Governor Jerry Brown’s proposed 2012 General Fund Budget document reports that, from 2008 to 2012, Proposition 98 guaranteed funding for K-12 public schools was cut from $56.6 to $49.1 billion. That’s a $7.5 billion total cut.
But if Gov. Brown increases school funding $3 billion for 2012, the $7.5 billion loss in school funding from 2010 to 2012 would be entirely offset. That $3 billion from Gov. Brown would be added to the $4.5 billion of ABX-4-2. Total: 7.5 billion.
If another round of cutting public-school earmarks were enacted by the Legislature, funding for core education activities could potentially increase by $7.4 billion, or $1,195 per student. The situation at hand indicates that budget cuts to earmarks, coupled with the governor’s $3 billion proposed revenue increase, could result in more revenues for core educational activities without needing to raise taxes. Thus, the ethical situation at hand calls for budget cuts, not tax increases.
But that is not what you are hearing from state and local school officials. And unfortunately, misinformed religious leaders are apparently being conned into believing untruths. A budget crisis apparently is a horrible thing to waste.

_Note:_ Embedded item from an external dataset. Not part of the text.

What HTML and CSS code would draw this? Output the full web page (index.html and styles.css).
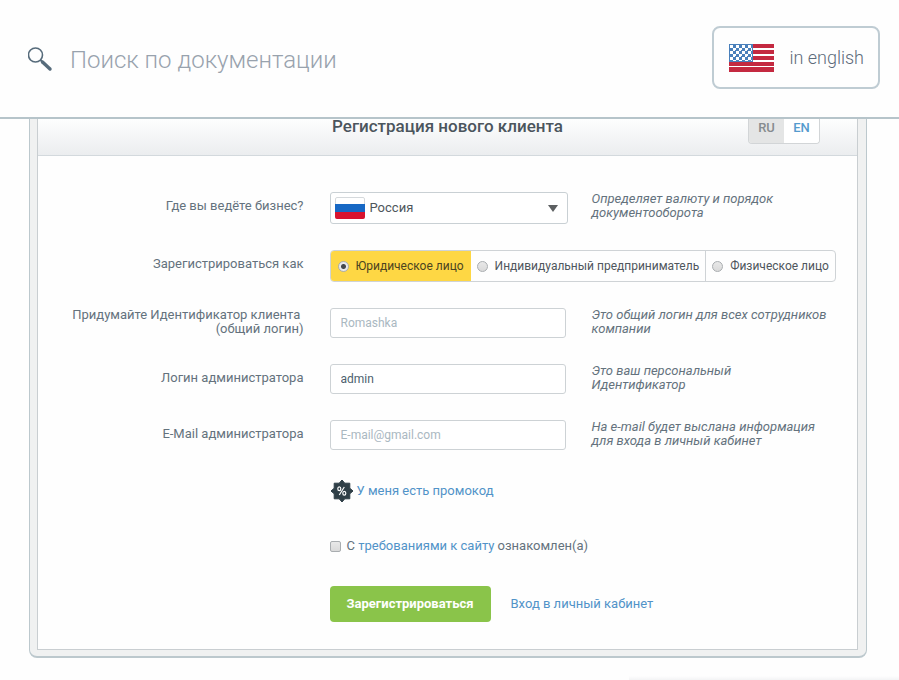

Bureau-speak is Unethical by Definition
The newspaper media and religious leaders should be wise enough to expect that bureaucracies are always going to be issuing self-serving statements. Government bureaucracies don’t necessarily lie as much as they filter out half of the information that does not meet their self-interest. That is how bureaucracies by definition behave. They behave to protect their bureaucratic turf and political patronage. If they didn’t behave that way they wouldn’t be a bureaucracy.
But apparently the press and religious leaders take the pronouncements of public school bureaucrats at face value and uncritically, which is ethically dubious. If members of the press is not going to look critically at what government bureaucracies report, they have no ethical standard for the public to have faith in. And if religious leaders are going to allow themselves to be duped and used to make pleas for unneeded tax increases, the public should consider them to be “false prophets.” Religious leaders cannot merely claim ignorance. Ignorance is neither bliss nor ethical.
“Were you honest about taxes?”
The Wikipedia entry for “Jewish Ethics” states:
The Talmud denounces as fraud every mode of taking advantage of a man’s ignorance, whether he be Jew or Gentile; every fraudulent dealing, every gain obtained by betting or gambling or by raising the price of breadstuffs through speculation, is theft (B. B. 90b; Sanh. 25b). The Talmud denounces advantages derived from loans of money or of victuals as usury; every breach of promise in commerce is a sin provoking God’s punishment; every act of carelessness, which exposes men or things to danger and damage is a culpable transgression. There is a widely quoted tradition (Talmud Shabbat 31a) that in one’s judgment in the next world, the first question asked is: “were you honest in business?”
To which we might add the question: “Were you honest about government taxation?”
The teachers unions, public school boards and support organizations, the League of Women Voters and most newspaper editorials are perpetuating a fraud when they advocate an increase in unneeded taxes mainly for public school earmarks at a time when people are trying to make house payments using unemployment checks.
Even a prominent City Councilperson in the Pasadena area where this writer lives is pending foreclosure on the loan on his home. It is unethical to confiscate money from people suffering during the economic recession to pay for political earmarks. But this hasn’t deterred the local school district from hysterically advocating for a state tax increase to save public schools and proposing to put a future school parcel tax on the ballot.
To propose an unneeded state tax increase or a local school parcel tax for politically mandated public school earmarks, which even the State Legislative Analyst says is a “broken” system, is a fraud and as such is unethical.
There is no moral high ground for school tax increases or local parcel taxes at this time and religious leaders should beware not to be duped into endorsing such. Be as ethical as a rabbi, but as wise as a serpent, might be good advice.